Chargeback history: A historical chargeback rate below 0.5% is generally considered low-risk. Above 1% triggers high-risk classification in most acquiring frameworks. Businesses with no processing history are assessed on industry average rates for their category, which is why choosing the most precisely accurate industry category at application time matters — average chargeback rates vary significantly even within broad industry groupings.

Refund rates: High refund rates signal potential fulfilment problems or practices that create customer dissatisfaction. Low refund rates are a positive signal in risk assessment. For subscription businesses, maintaining clear cancellation processes and honouring them promptly keeps refund rates low and supports low-risk classification.

Transaction profile: Low average transaction values and frequent, consistent transaction patterns are lower risk than high-value, irregular transactions. Subscription businesses with predictable recurring revenue are often viewed favourably because their transaction patterns are regular and their chargeback patterns are predictable and manageable.

Consequences of High-Risk Classification

For B2B businesses, being classified as high-risk — whether accurately or incorrectly — has several consequences.
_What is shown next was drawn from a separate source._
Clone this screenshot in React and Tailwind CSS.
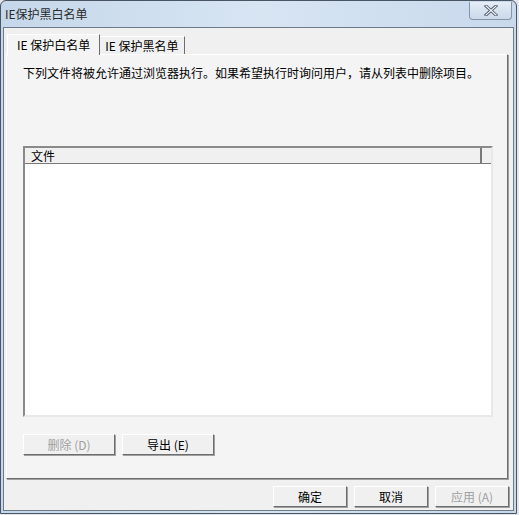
import React from "react";

const font = { fontFamily: '"Noto Sans CJK SC", "Liberation Sans", sans-serif' };

function Btn({ children, disabled, className = "" }) {
  return (
    <button
      type="button"
      className={
        "h-[21px] flex items-center justify-center text-[12px] leading-none bg-[#f0f0f0] border border-t-white border-l-white border-r-[#6d6d6d] border-b-[#6d6d6d] shadow-[1px_1px_0_#a0a0a0] " +
        (disabled ? "text-[#a0a0a0] " : "text-black ") +
        className
      }
    >
      {children}
    </button>
  );
}

export default function App() {
  return (
    <div className="w-[519px] h-[515px] bg-[#e4e6ec] overflow-hidden" style={font}>
      <div className="w-[517px] h-[514px] flex flex-col rounded-t-[6px] border border-[#4a5563] bg-gradient-to-r from-[#c5d7ea] via-[#d7e5f3] to-[#c8d9ec]">
        {/* title bar */}
        <div className="h-[26px] flex items-center justify-between pl-[4px] pr-[4px]">
          <span className="text-[12px] text-[#2a2a2a]">IE保护黑白名单</span>
          <div className="w-[43px] h-[18px] -mt-[6px] rounded-b-[4px] border border-t-0 border-[#8795a8] bg-gradient-to-b from-[#e4edf7] to-[#cbd9ea] flex items-center justify-center">
            <svg width="14" height="11" viewBox="0 0 14 11">
              <path d="M2 1 L12 10 M12 1 L2 10" stroke="#4d5766" strokeWidth="3" strokeLinecap="square" />
              <path d="M2 1 L12 10 M12 1 L2 10" stroke="#f4f7fb" strokeWidth="1.2" strokeLinecap="square" />
            </svg>
          </div>
        </div>

        {/* client area */}
        <div className="flex-1 mx-[2px] mb-[2px] border border-[#6e7a88] bg-[#f0f0f0] flex flex-col px-[2px] pt-[5px]">
          {/* tabs */}
          <div className="flex items-end h-[21px] pl-[1px]">
            <div className="h-[21px] px-[9px] flex items-center text-[12px] text-black bg-[#f4f4f4] border border-b-0 border-t-white border-l-white border-r-[#6d6d6d] relative z-10 -mb-[1px]">
              IE 保护白名单
            </div>
            <div className="h-[18px] px-[5px] flex items-center text-[12px] text-black border border-b-0 border-t-white border-l-0 border-r-[#6d6d6d]">
              IE 保护黑名单
            </div>
          </div>
          <div className="w-[502px] h-[425px] bg-[#f4f4f4] border border-t-white border-l-white border-r-[#6d6d6d] border-b-[#6d6d6d] shadow-[1px_1px_0_#a0a0a0] flex flex-col pl-[16px] pt-[11px]">
            <p className="text-[12px] text-black leading-[14px] whitespace-nowrap">
              下列文件将被允许通过浏览器执行。如果希望执行时询问用户，请从列表中删除项目。
            </p>
            <div className="mt-[66px] w-[470px] h-[271px] bg-white border-2 border-t-[#8a8a8a] border-l-[#8a8a8a] border-r-[#e8e8e8] border-b-[#e8e8e8] flex flex-col">
              <div className="flex h-[16px] bg-[#f0f0f0] border-b border-[#7a7a7a]">
                <div className="w-[457px] h-full flex items-center pl-[6px] text-[12px] text-black border-r-2 border-[#7a7a7a]">
                  文件
                </div>
                <div className="flex-1" />
              </div>
            </div>
            <div className="flex gap-[7px] mt-[17px]">
              <Btn disabled className="w-[92px]">删除 (D)</Btn>
              <Btn className="w-[92px]">导出 (E)</Btn>
            </div>
          </div>
          {/* bottom buttons */}
          <div className="flex justify-end gap-[7px] mt-[7px] pr-[2px]">
            <Btn className="w-[74px]">确定</Btn>
            <Btn className="w-[74px]">取消</Btn>
            <Btn disabled className="w-[74px]">应用 (A)</Btn>
          </div>
        </div>
      </div>
    </div>
  );
}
Processing fees are higher: where low-risk merchants typically pay interchange plus 0.3–0.5%, high-risk merchants often pay interchange plus 1.5–3%, a difference that compounds significantly at scale. Rolling reserves are common: processors may hold 5–10% of transaction volume in a reserve account for three to six months. The range of available processors is narrower, and some businesses find themselves declined by mainstream processors entirely.

Beyond the direct cost impact, high-risk classification can create operational complications. Reserve requirements tie up working capital that could otherwise be deployed in the business. Account termination risk is higher when processors review portfolios and exit certain categories due to regulatory or commercial changes. For growing B2B businesses, these factors can meaningfully affect cash flow and the ability to invest in growth.

The Misclassification Problem

Some B2B businesses are classified as high-risk not because their actual risk profile warrants it, but because their MCC or business description triggers an automatic flag in the processor's categorisation logic. A subscription software company that sells to professional services firms but also serves some clients in a flagged industry may be misclassified. A business with a very large average transaction value may trigger risk flags designed for consumer businesses with high chargeback potential, even though the B2B nature of the transactions means the actual chargeback risk is dramatically lower.

Misclassification is more common than most businesses realise, and it is almost always correctable with the right representation and supporting documentation. The next section on how to achieve low-risk classification provides a practical path forward for businesses who believe they have been classified more conservatively than their actual risk profile warrants.

How to Achieve Low-Risk Classification

If you believe your business is or is at risk of being classified higher-risk than warranted, the most effective approach combines pre-application positioning with the right supporting documentation. Provide complete and accurate business descriptions that clearly articulate the nature of your customers, your typical transaction profile, and your fulfilment and refund policies. Provide financial statements that demonstrate business stability and processing history that shows low chargeback rates. Work with a payment specialist who understands processor risk assessment frameworks and can position your application effectively — the framing and completeness of an application often matters as much as the underlying facts it contains.

For genuinely high-risk businesses, the right approach is not to misrepresent your risk profile — which creates compliance and account termination risk — but to work with specialised processors who price and underwrite high-risk merchants correctly. There are reputable, specialist processors for most high-risk categories, and working with them transparently is significantly more stable than operating under a misrepresented low-risk arrangement that may be terminated when the processor discovers the mismatch during a portfolio review.

The Long-Term Strategy

For B2B businesses, the long-term payment strategy should include a deliberate plan to build and maintain a risk profile that qualifies for the best possible processing terms. This means treating chargeback management, fraud prevention, and clear customer communication not just as operational necessities but as strategic investments that directly affect your cost of payment processing and the stability of your merchant account relationships over time.

Annual payment account reviews — assessing your current classification, benchmarking your processing costs against market rates, and reviewing the terms of your processor relationships — are a worthwhile investment for any business processing at meaningful scale. The payment processing landscape changes continuously, and a business that secured favourable classification and pricing two years ago may be operating on suboptimal terms today if it has not actively reviewed and updated its arrangements as its business profile has evolved. Proactive management of your merchant account relationships, combined with the operational disciplines that support a strong risk profile, is how B2B businesses build a lasting competitive cost advantage in payment processing rather than a one-time improvement that erodes over time.